Jean Garon n'est pas plus tendre à l'endroit de François Legault et de la Coalition avenir Québec. «Les gars à Bouchard [dont François Legault] sont des opportunistes», a-t-il lancé.
Parti de «carriéristes»
Par ailleurs, il déplore que le Parti québécois soit devenu un parti de «carriéristes». «On ne fait pas la distinction entre les indépendantistes qui y croient vraiment et ceux qui n'y croient pas.»
Quant à son flirt avec l'Action démocratique du Québec, il a révélé que Mario Dumont lui avait offert d'être candidat pour sa formation politique, mais qu'il avait refusé. «Mon idée était de ramener [Mario] Dumont à la souveraineté. J'ai été voir et j'ai constaté qu'ils n'étaient pas orientés vers la souveraineté. Dumont m'a appelé plusieurs fois pour que je sois candidat. Il m'a offert tous les meilleurs comtés pour être candidat. Je voulais vérifier avant s'il était indépendantiste. J'ai vu qu'il n'embarquerait pas», a-t-il raconté lors de l'entrevue.
BRAVO AUX ÉTUDIANTS
L'ex-ministre de l'Éducation réitère sa position en faveur du gel des droits de scolarité et son appui aux étudiants. Jean Garon dit même qu'il aurait été capable d'éliminer les droits de scolarité s'il était demeuré ministre de l'Éducation en réduisant les dépenses dans les années 90. Il a occupé ce poste pendant 16 mois avant que Lucien Bouchard ne lui retire ces fonctions.
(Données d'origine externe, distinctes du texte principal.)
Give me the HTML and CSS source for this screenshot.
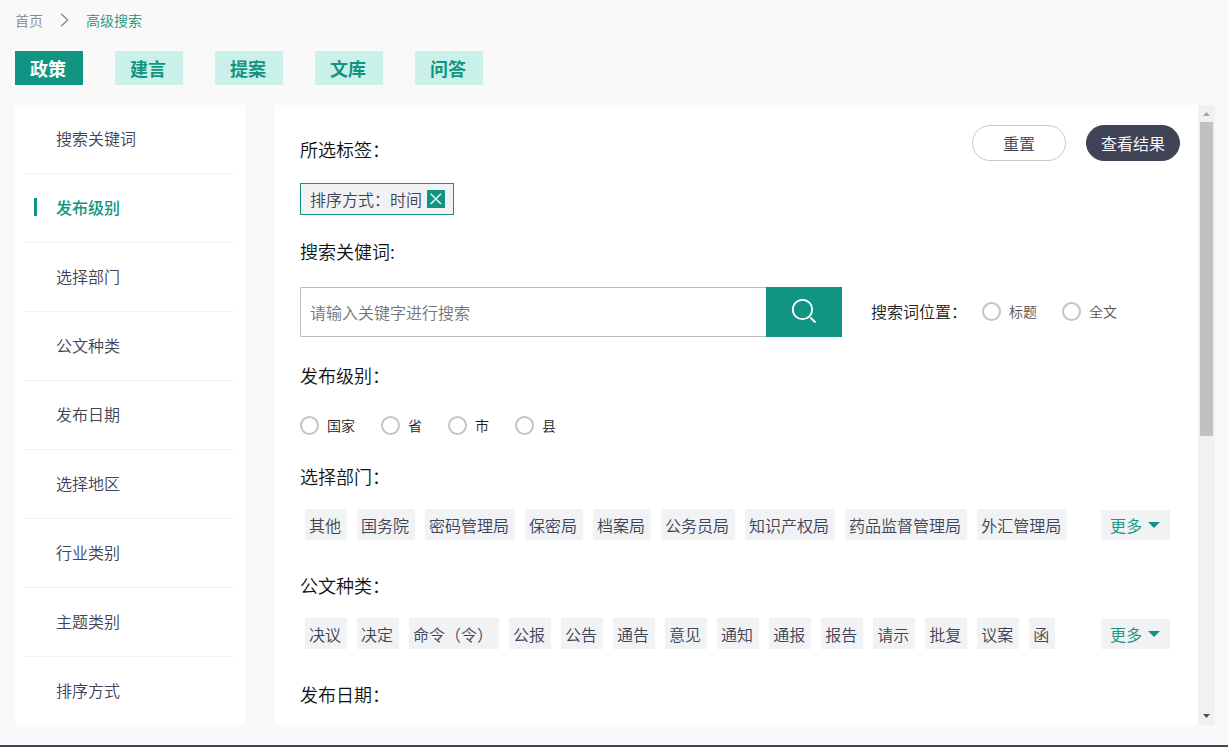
FILE: index.html
```html
<!DOCTYPE html>
<html lang="zh-CN">
<head>
<meta charset="utf-8">
<meta name="viewport" content="width=device-width, initial-scale=1">
<title>高级搜索</title>
<link rel="stylesheet" href="styles.css">
</head>
<body>
<div class="page">
  <nav class="breadcrumb" aria-label="面包屑">
    <a class="crumb" href="#">首页</a>
    <svg class="crumb-arrow" width="9" height="14" viewBox="0 0 9 14" aria-hidden="true"><path d="M1 .7 7.7 7 1 13.3"/></svg>
    <a class="crumb crumb-current" href="#">高级搜索</a>
  </nav>

  <div class="tabs">
    <button class="tab tab-active" type="button">政策</button>
    <button class="tab" type="button">建言</button>
    <button class="tab" type="button">提案</button>
    <button class="tab" type="button">文库</button>
    <button class="tab" type="button">问答</button>
  </div>

  <div class="columns">
    <nav class="sidebar" aria-label="筛选条件">
      <a class="side-link" href="#">搜索关键词</a>
      <a class="side-link side-active" href="#">发布级别</a>
      <a class="side-link" href="#">选择部门</a>
      <a class="side-link" href="#">公文种类</a>
      <a class="side-link" href="#">发布日期</a>
      <a class="side-link" href="#">选择地区</a>
      <a class="side-link" href="#">行业类别</a>
      <a class="side-link" href="#">主题类别</a>
      <a class="side-link" href="#">排序方式</a>
    </nav>

    <main class="panel">
      <form class="filters">
        <section class="section-tags">
          <div class="top-row">
            <h2 class="heading">所选标签：</h2>
            <div class="actions">
              <button class="pill" type="reset">重置</button>
              <button class="pill pill-dark" type="button">查看结果</button>
            </div>
          </div>
          <div class="selected">
            <span>排序方式：时间</span>
            <button class="remove" type="button" aria-label="移除">
              <svg width="18" height="18" viewBox="0 0 18 18" aria-hidden="true"><path d="M3.700 3.700 14 14M14 3.700 3.700 14"/></svg>
            </button>
          </div>
        </section>

        <section class="section-search">
          <h2 class="heading"><label for="keyword">搜索关健词:</label></h2>
          <div class="search-row">
            <div class="search-box">
              <input class="search-input" id="keyword" type="text" placeholder="请输入关键字进行搜索">
              <button class="search-button" type="button" aria-label="搜索">
                <svg width="26" height="26" viewBox="0 0 26 26" aria-hidden="true"><circle cx="11.500" cy="10.500" r="9.700"/><path d="m19.300 18.300 5.200 5.200"/></svg>
              </button>
            </div>
            <div class="position" role="radiogroup" aria-labelledby="position-label">
              <span id="position-label">搜索词位置：</span>
              <div class="radios radios-muted">
                <label class="option"><input class="radio" type="radio" name="position">标题</label>
                <label class="option"><input class="radio" type="radio" name="position">全文</label>
              </div>
            </div>
          </div>
        </section>

        <section class="section-level">
          <h2 class="heading">发布级别：</h2>
          <div class="radios radios-level">
            <label class="option"><input class="radio" type="radio" name="level">国家</label>
            <label class="option"><input class="radio" type="radio" name="level">省</label>
            <label class="option"><input class="radio" type="radio" name="level">市</label>
            <label class="option"><input class="radio" type="radio" name="level">县</label>
          </div>
        </section>

        <section class="section-chips">
          <h2 class="heading">选择部门：</h2>
          <div class="chip-row">
            <div class="chips">
              <button class="chip" type="button">其他</button>
              <button class="chip" type="button">国务院</button>
              <button class="chip" type="button">密码管理局</button>
              <button class="chip" type="button">保密局</button>
              <button class="chip" type="button">档案局</button>
              <button class="chip" type="button">公务员局</button>
              <button class="chip" type="button">知识产权局</button>
              <button class="chip" type="button">药品监督管理局</button>
              <button class="chip" type="button">外汇管理局</button>
            </div>
            <button class="more" type="button">更多<svg width="12" height="6" viewBox="0 0 12 6" aria-hidden="true"><path d="M0 0h12L6 6z"/></svg></button>
          </div>
        </section>

        <section class="section-chips">
          <h2 class="heading">公文种类：</h2>
          <div class="chip-row">
            <div class="chips">
              <button class="chip" type="button">决议</button>
              <button class="chip" type="button">决定</button>
              <button class="chip" type="button">命令（令）</button>
              <button class="chip" type="button">公报</button>
              <button class="chip" type="button">公告</button>
              <button class="chip" type="button">通告</button>
              <button class="chip" type="button">意见</button>
              <button class="chip" type="button">通知</button>
              <button class="chip" type="button">通报</button>
              <button class="chip" type="button">报告</button>
              <button class="chip" type="button">请示</button>
              <button class="chip" type="button">批复</button>
              <button class="chip" type="button">议案</button>
              <button class="chip" type="button">函</button>
            </div>
            <button class="more" type="button">更多<svg width="12" height="6" viewBox="0 0 12 6" aria-hidden="true"><path d="M0 0h12L6 6z"/></svg></button>
          </div>
        </section>

        <h2 class="heading">发布日期：</h2>
      </form>
      <div class="scrollbar" aria-hidden="true">
        <svg class="arrow-up" width="17" height="17" viewBox="0 0 17 17"><path d="M5 11h7L8.500 7z"/></svg>
        <div class="track"><div class="thumb"></div></div>
        <svg class="arrow-down" width="17" height="17" viewBox="0 0 17 17"><path d="M5 6h7L8.500 10z"/></svg>
      </div>
    </main>
  </div>
</div>
<footer class="footer"></footer>
</body>
</html>
```
FILE: styles.css
```css
* { box-sizing: border-box; }

body {
  margin: 0;
  background: #f9f9f9;
  color: #404356;
  font-family: "Noto Sans CJK SC", sans-serif;
  font-size: 16px;
  font-weight: 350;
  line-height: 24px;
}

button, input { font: inherit; color: inherit; margin: 0; }
button { padding: 0; border: 0; cursor: pointer; }
a { text-decoration: none; color: inherit; }
svg { display: block; }

.page { padding: 8px 13px 20px 15px; }

.breadcrumb {
  display: flex;
  align-items: center;
  gap: 17px;
  font-size: 14px;
}
.crumb { color: #888; }
.crumb-current { color: #119582; }
.crumb-arrow { fill: none; stroke: #888; stroke-width: 1.3; }

.tabs { display: flex; gap: 32px; margin: 19px 0 20px; }
.tab {
  height: 34px;
  padding: 0 17px 0 15px;
  background: #caf0ea;
  color: #119582;
  font-size: 18px;
  font-weight: 700;
}
.tab-active { background: #119582; color: #fff; }

.columns { display: flex; gap: 30px; }

.sidebar {
  flex: 0 0 230px;
  padding: 0 11px 0 9px;
  background: #fff;
}
.side-link {
  display: flex;
  align-items: center;
  height: 69px;
  padding: 0 0 2px 32px;
  border-bottom: 1px solid #f1f1f1;
}
.side-link:last-child { height: 68px; border-bottom: 0; }
.side-active { padding-left: 10px; color: #119582; font-weight: 500; }
.side-active::before {
  content: "";
  width: 3px;
  height: 18px;
  margin-right: 19px;
  background: #119582;
}

.panel { flex: 1; min-width: 0; display: flex; background: #fff; }
.filters { flex: 1; min-width: 0; padding: 20px 18px 18px 25px; }

.heading {
  margin: 0;
  color: #111;
  font-size: 18px;
  font-weight: 350;
  line-height: 24px;
}

.top-row { display: flex; justify-content: space-between; align-items: flex-end; margin-bottom: 22px; }
.actions { display: flex; gap: 20px; }
.pill {
  width: 94px;
  height: 36px;
  border: 1px solid #c8c8c8;
  border-radius: 18px;
  background: #fff;
}
.pill-dark { border-color: #404356; background: #404356; color: #fff; }

.selected {
  display: inline-flex;
  align-items: center;
  gap: 5px;
  height: 32px;
  padding: 0 8px 0 9px;
  border: 1px solid #119582;
  background: #f0f2f4;
  vertical-align: top;
}
.remove { width: 18px; height: 18px; background: #119582; }
.remove path { stroke: #fff; stroke-width: 1.3; }

.section-tags { margin-bottom: 24px; }

.section-search { margin-bottom: 26px; }
.search-row { display: flex; align-items: center; gap: 29px; margin-top: 24px; }
.search-box { display: flex; flex: 0 1 542px; min-width: 0; height: 50px; }
.search-input {
  flex: 1;
  min-width: 0;
  padding: 0 9px;
  border: 1px solid #bbb;
  border-right: 0;
  border-radius: 2px 0 0 2px;
  background: #fff;
}
.search-input::placeholder { color: #757575; opacity: 1; }
.search-button {
  display: flex;
  align-items: center;
  justify-content: center;
  flex: 0 0 76px;
  background: #119582;
}
.search-button svg { fill: none; stroke: #fff; stroke-width: 1.8; }
.position { display: flex; align-items: center; gap: 15px; padding-bottom: 2px; color: #222; white-space: nowrap; }

.radios { display: flex; gap: 25px; color: #222; font-size: 14px; }
.radios-muted { color: #555; }
.option { display: flex; align-items: center; gap: 8px; }
.radio {
  appearance: none;
  width: 19px;
  height: 19px;
  border: 2px solid #c4c4c4;
  border-radius: 50%;
  background: #fff;
}
.radio:checked { border: 6px solid #119582; }

.section-level { margin-bottom: 27px; }
.radios-level { gap: 26px; margin-top: 26px; }

.section-chips { margin-bottom: 33px; }
.chip-row {
  display: flex;
  justify-content: space-between;
  align-items: flex-end;
  gap: 20px;
  margin-top: 21px;
  padding: 0 10px 0 5px;
}
.chips { display: flex; flex-wrap: wrap; gap: 10px; }
.chip { height: 31px; padding: 0 6px 0 4px; background: #f0f2f4; }
.more {
  display: flex;
  align-items: center;
  flex: none;
  gap: 6px;
  height: 30px;
  padding: 0 10px 0 9px;
  background: #f0f2f4;
  color: #119582;
}
.more svg { fill: #119582; }

.scrollbar { display: flex; flex-direction: column; flex: 0 0 17px; background: #f1f1f1; }
.track { flex: 1; padding: 0 2px; }
.thumb { height: 53.6%; background: #c1c1c1; }
.arrow-up { fill: #a3a3a3; }
.arrow-down { fill: #505050; }

.footer { height: 2px; background: #404356; }
```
«Les vieux qui sont contre les étudiants, tantôt qu'ils fassent attention. Les étudiants vont dire qu'ils ne veulent plus payer pour eux autres [les vieux]. Il y a un pendant à la santé gratuite, et c'est l'éducation gratuite. J'entends des raisonnements insignifiants de gens en politique qui disent que ça ne les dérage pas parce qu'ils ne sont jamais malades. Ça ne me fait rien de payer toute ma vie pour quelqu'un qui est malade et que ce ne soit pas moi.»